Here, have a salami on rye.

midTN said...

***

Anon: 8:36.....honey, get help...at least have the doc adjust those meds.

You KNOW you shouldn't mix pills
with booze.

Also...your tent mate down in that NY park..whateveritscalled...said you wet your sleeping bag again.

This will NOT be tolerated!!

***
Now go to sleep!

Calgary Realtors said...

Another great post. I sprayed coffee on my screen when I got to the $62,000,000 and the $48,000,000 for the townhouse. I wouldn't fit in with these people.

Anonymous said...

There should have been a provision in Dodie's will that would preclude the sale of the property to such people.
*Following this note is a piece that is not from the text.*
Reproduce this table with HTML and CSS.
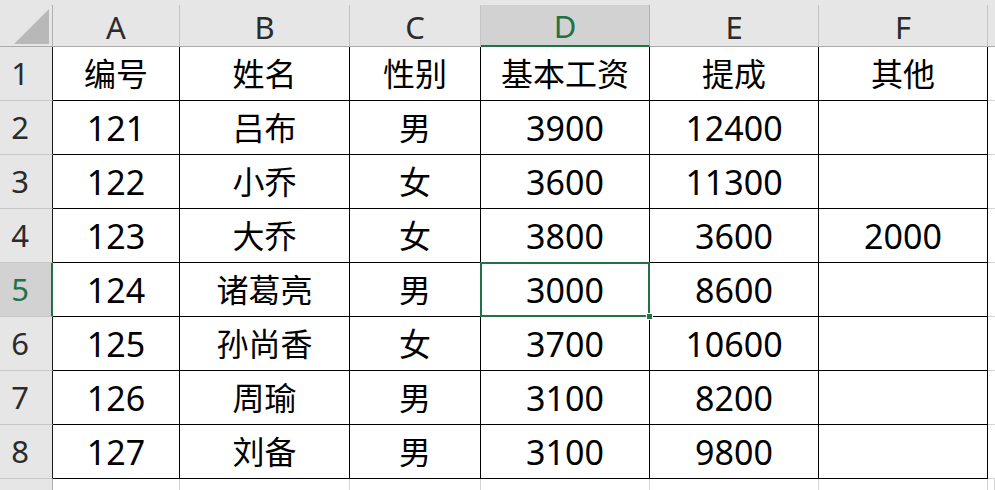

Undoubtedly the buyers are interviewing with the likes of that Hoppen woman to decorate it.

Anonymous said...

Who owns the modern estate across the street from this property?
--------------------------

That place (2835 Broadway) is owned by Nicola Miner & Robert Mailer Anderson. Ms. Miner is heir to Robert Miner's fortune (he co-founded Oracle). Mr. Mailer Anderson is an unsuccessful author of 1 or 2 books, they both collect art and host cheritable parties.